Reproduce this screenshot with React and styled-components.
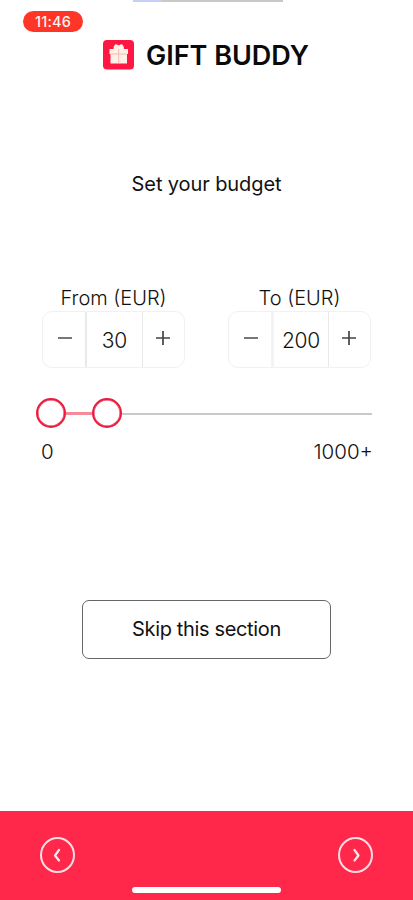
import React, { useState } from "react";
import styled, { createGlobalStyle } from "styled-components";

const App = () => {
  const [from, setFrom] = useState(30);
  const [to, setTo] = useState(200);

  return (
    <>
      <GlobalStyle />
      <Page>
        <LoadingBar><LoadingDone /></LoadingBar>
        <StatusBar>
          <Clock>11:46</Clock>
        </StatusBar>

        <Header>
          <GiftLogo />
          <Brand>GIFT BUDDY</Brand>
        </Header>

        <Question>Set your budget</Question>

        <Fields>
          <Stepper label="From (EUR)" value={from} onChange={setFrom} />
          <Stepper label="To (EUR)" value={to} onChange={setTo} thick />
        </Fields>

        {/* budget range */}
        <Range>
          <Thumb aria-label="minimum" />
          <Selected />
          <Thumb aria-label="maximum" />
          <Track />
        </Range>
        <Limits>
          <span>0</span>
          <span>1000+</span>
        </Limits>

        <SkipButton>Skip this section</SkipButton>

        <Footer>
          <NavRow>
            <NavButton aria-label="back">
              <Arrow d="M10 4L6 9.5L10 14.5" />
            </NavButton>
            <NavButton aria-label="next">
              <Arrow d="M7.5 4L11.5 9.5L7.5 14.5" />
            </NavButton>
          </NavRow>
          <HomeBar />
        </Footer>
      </Page>
    </>
  );
};

export default App;

const Stepper = ({ label, value, onChange, thick }) => (
  <Field>
    <FieldLabel>{label}</FieldLabel>
    <StepperBox>
      <StepButton aria-label="decrease" onClick={() => onChange(value - 10)}>
        <svg width="14" height="14" viewBox="0 0 14 14">
          <path d="M0 7H14" stroke="#777" strokeWidth="2" />
        </svg>
      </StepButton>
      <Value $thick={thick}>{value}</Value>
      <StepButton aria-label="increase" onClick={() => onChange(value + 10)}>
        <svg width="14" height="14" viewBox="0 0 14 14">
          <path d="M0 7H14M7 0V14" stroke="#444" strokeWidth="1.7" />
        </svg>
      </StepButton>
    </StepperBox>
  </Field>
);

const GiftLogo = () => (
  <svg width="31" height="30" viewBox="0 0 31 30">
    <rect width="31" height="29.5" rx="4" fill="#ff1744" />
    <path d="M6.5 9H25V14H24V23.5H7.5V14H6.5Z" fill="#fff0e8" />
    <path
      d="M10.5 9C10.5 6.5 11.5 4.2 13 4.2C14.3 4.2 14.7 5.3 15.7 5.3C16.7 5.3 17.2 4.2 18.5 4.2C20 4.2 21 6.5 21 9Z"
      fill="#fff0e8"
    />
    <path d="M15.7 9V23.5M7.5 14H24" stroke="#fab8b0" strokeWidth="1" />
  </svg>
);

const Arrow = ({ d }) => (
  <svg width="17" height="18" viewBox="0 0 17 18" fill="none">
    <path d={d} stroke="#ffe9ed" strokeWidth="2.2" strokeLinecap="round" strokeLinejoin="round" />
  </svg>
);

const GlobalStyle = createGlobalStyle`
  * {
    box-sizing: border-box;
  }
  body {
    margin: 0;
    background: #fff;
    color: #111;
    font-family: Inter, "Liberation Sans", sans-serif;
  }
  button {
    padding: 0;
    font: inherit;
    color: inherit;
    background: none;
    border: none;
  }
  svg {
    display: block;
  }
`

const Page = styled.div`
  display: flex;
  flex-direction: column;
  height: 900px;
  overflow: hidden;
`

const LoadingBar = styled.div`
  flex: none;
  width: 150px;
  height: 2px;
  margin-left: 133px;
  background: #c8c8c8;
`

const LoadingDone = styled.div`
  width: 29px;
  height: 2px;
  background: #c5cef5;
`

const StatusBar = styled.div`
  height: 38px;
  padding: 9px 0 0 23px;
`

const Clock = styled.div`
  width: 60px;
  height: 21px;
  border-radius: 11px;
  background: #ff3527;
  color: #fff4f0;
  font-size: 14.5px;
  font-weight: 500;
  line-height: 22px;
  letter-spacing: 0.2px;
  text-align: center;
`

const Header = styled.header`
  display: flex;
  gap: 12px;
  height: 30px;
  padding-left: 103px;
`

const Brand = styled.h1`
  margin: 0;
  font-size: 27px;
  font-weight: 600;
  line-height: 32px;
  white-space: nowrap;
  color: #0a0a0a;
`

const Question = styled.div`
  margin-top: 102px;
  height: 24px;
  font-size: 20px;
  line-height: 25px;
  letter-spacing: -0.1px;
  text-align: center;
`

const Fields = styled.div`
  display: flex;
  justify-content: space-between;
  margin-top: 91px;
  padding: 0 42px;
`

const Field = styled.div`
  width: 143px;
`

const FieldLabel = styled.div`
  height: 24px;
  font-size: 20px;
  font-weight: 300;
  line-height: 23px;
  text-align: center;
`

const StepperBox = styled.div`
  display: grid;
  grid-template-columns: 42px 58px 1fr;
  grid-template-rows: 55px;
  height: 57px;
  border: 1px solid #f1f1f1;
  border-radius: 10px;
`

const StepButton = styled.button`
  display: flex;
  align-items: center;
  justify-content: center;
  padding: 0 0 3px 2px;

  &:last-child {
    padding: 0 2px 3px 0;
  }
`

const Value = styled.div`
  height: 55px;
  border-left: ${(props) => (props.$thick ? "3px solid #f3f3f3" : "2px solid #e9e9e9")};
  border-right: 1px solid #e9e9e9;
  font-size: 21px;
  font-weight: 300;
  line-height: 58px;
  letter-spacing: -0.2px;
  text-align: center;
`

const Range = styled.div`
  display: flex;
  align-items: center;
  height: 30px;
  margin: 30px 41px 0 36px;
`

const Thumb = styled.button`
  flex: none;
  width: 30px;
  height: 30px;
  border: 2px solid #e91c40;
  border-radius: 50%;
  background: #fff;
  box-shadow: inset 0 0 0 0.5px #e91c40;
`

const Selected = styled.div`
  width: 26px;
  height: 3px;
  background: #f58b9a;
`

const Track = styled.div`
  flex: 1;
  height: 2px;
  margin-top: 1px;
  background: #c9c9c9;
`

const Limits = styled.div`
  display: flex;
  justify-content: space-between;
  margin-top: 12px;
  padding: 0 40px 0 41px;
  font-size: 20.5px;
  font-weight: 300;
  line-height: 24px;
`

const SkipButton = styled.button`
  flex: none;
  width: 249px;
  height: 59px;
  margin: 136px 0 0 82px;
  padding-bottom: 1px;
  border: 1px solid #666;
  border-radius: 7px;
  font-size: 20px;
  letter-spacing: -0.35px;
`

const Footer = styled.footer`
  height: 89px;
  margin-top: auto;
  padding-top: 26px;
  background: #ff284b;
`

const NavRow = styled.div`
  display: flex;
  justify-content: space-between;
  padding: 0 40px;
`

const NavButton = styled.button`
  display: flex;
  align-items: center;
  justify-content: center;
  width: 35px;
  height: 36px;
  border: 2px solid #ffdfe5;
  border-radius: 50%;
`

const HomeBar = styled.div`
  width: 149px;
  height: 6px;
  margin: 14px auto 0;
  border-radius: 3px;
  background: #fff;
`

——————

▶ _WORK TO DO_:
Repeat, word for word and with no pictures, only the lines running from the beginning of the data to the line that contains "export default App;".

▶ _OUTPUT BELOW_:
Reproduce this screenshot with React and styled-components.
import React, { useState } from "react";
import styled, { createGlobalStyle } from "styled-components";

const App = () => {
  const [from, setFrom] = useState(30);
  const [to, setTo] = useState(200);

  return (
    <>
      <GlobalStyle />
      <Page>
        <LoadingBar><LoadingDone /></LoadingBar>
        <StatusBar>
          <Clock>11:46</Clock>
        </StatusBar>

        <Header>
          <GiftLogo />
          <Brand>GIFT BUDDY</Brand>
        </Header>

        <Question>Set your budget</Question>

        <Fields>
          <Stepper label="From (EUR)" value={from} onChange={setFrom} />
          <Stepper label="To (EUR)" value={to} onChange={setTo} thick />
        </Fields>

        {/* budget range */}
        <Range>
          <Thumb aria-label="minimum" />
          <Selected />
          <Thumb aria-label="maximum" />
          <Track />
        </Range>
        <Limits>
          <span>0</span>
          <span>1000+</span>
        </Limits>

        <SkipButton>Skip this section</SkipButton>

        <Footer>
          <NavRow>
            <NavButton aria-label="back">
              <Arrow d="M10 4L6 9.5L10 14.5" />
            </NavButton>
            <NavButton aria-label="next">
              <Arrow d="M7.5 4L11.5 9.5L7.5 14.5" />
            </NavButton>
          </NavRow>
          <HomeBar />
        </Footer>
      </Page>
    </>
  );
};

export default App;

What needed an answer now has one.